Chrysostom’s Sparing Acceptance

However, as John had decided that he was sent to be a pattern, so to speak, to future bishops of the manner of life required of them, and therefore, that he should preach Christian repentance, as Paul says, at his own charge, without touching anything that belonged to the Church, he accepted meat for each day as it came, and avoided anxiety about such things. They say that he was like a man ashamed of himself, when he partook of material food. When apples are fully ripe, they cannot endure to stay on the branch, but look for the hand of their master; so it is with the saints. When they rise above nature in their love for the beauty of heavenly things, they long, even before the time appointed for their decease, to attain to the promise.
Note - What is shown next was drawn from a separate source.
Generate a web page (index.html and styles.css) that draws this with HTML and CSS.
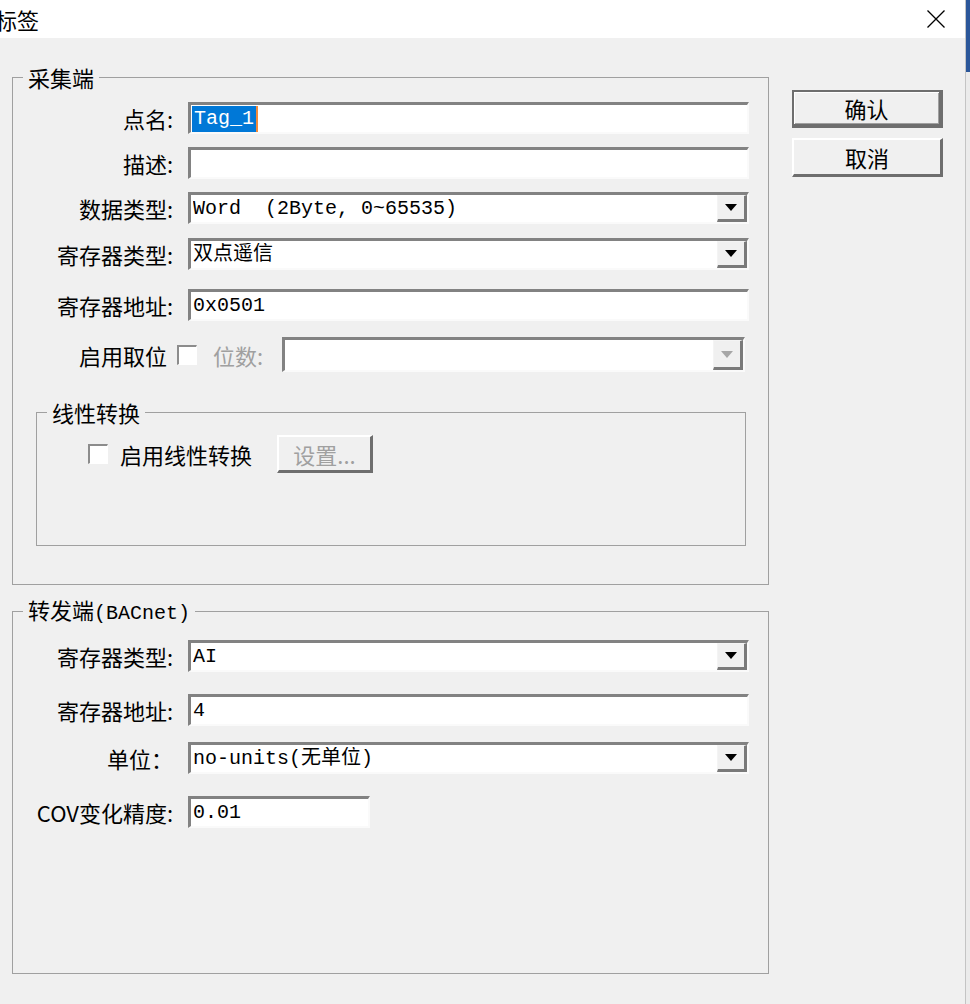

We see the same thing in the children of great houses; when they know that honey-cakes are to follow, they often refuse to touch the food set before them, so as to save their appetites for the sweets with which they look forward to satisfying themselves. I leave my observations to the judgment of those who have set out upon the same track in the spiritual journey; for “if the wise man hear a prudent man, he will commend him, and add unto it.”